WRITTEN REQUEST :: Pick out the lines in the listing below that contain the word "with" and copy them.

LISTING ::
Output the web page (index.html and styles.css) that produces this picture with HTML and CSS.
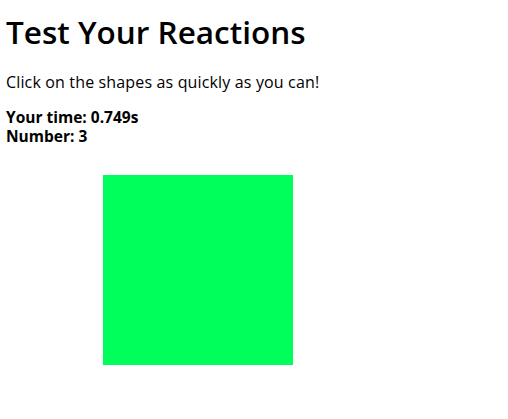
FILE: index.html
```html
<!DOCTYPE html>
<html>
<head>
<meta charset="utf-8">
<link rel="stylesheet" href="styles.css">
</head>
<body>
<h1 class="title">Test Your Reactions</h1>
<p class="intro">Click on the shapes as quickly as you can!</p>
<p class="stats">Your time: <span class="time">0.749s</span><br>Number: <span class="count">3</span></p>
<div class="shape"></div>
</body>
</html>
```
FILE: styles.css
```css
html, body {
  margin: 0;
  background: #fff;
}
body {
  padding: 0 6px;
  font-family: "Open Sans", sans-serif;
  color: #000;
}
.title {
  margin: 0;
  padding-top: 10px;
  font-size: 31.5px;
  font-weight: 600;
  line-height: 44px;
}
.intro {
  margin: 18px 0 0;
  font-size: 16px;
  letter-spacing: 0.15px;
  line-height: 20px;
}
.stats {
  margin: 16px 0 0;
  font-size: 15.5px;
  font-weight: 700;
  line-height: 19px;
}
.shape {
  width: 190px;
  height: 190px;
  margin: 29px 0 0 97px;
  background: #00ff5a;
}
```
==
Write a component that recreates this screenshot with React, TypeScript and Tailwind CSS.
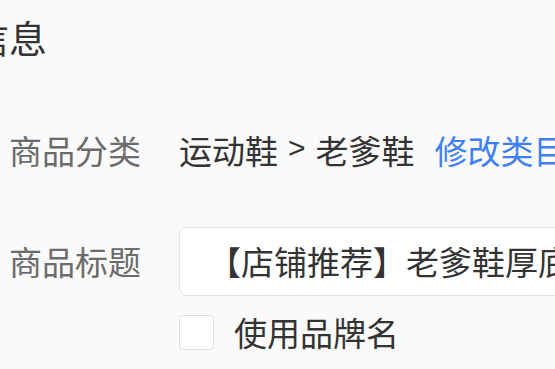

RESULT OF THE TASK ::
Output the web page (index.html and styles.css) that produces this picture with HTML and CSS.
Write a component that recreates this screenshot with React, TypeScript and Tailwind CSS.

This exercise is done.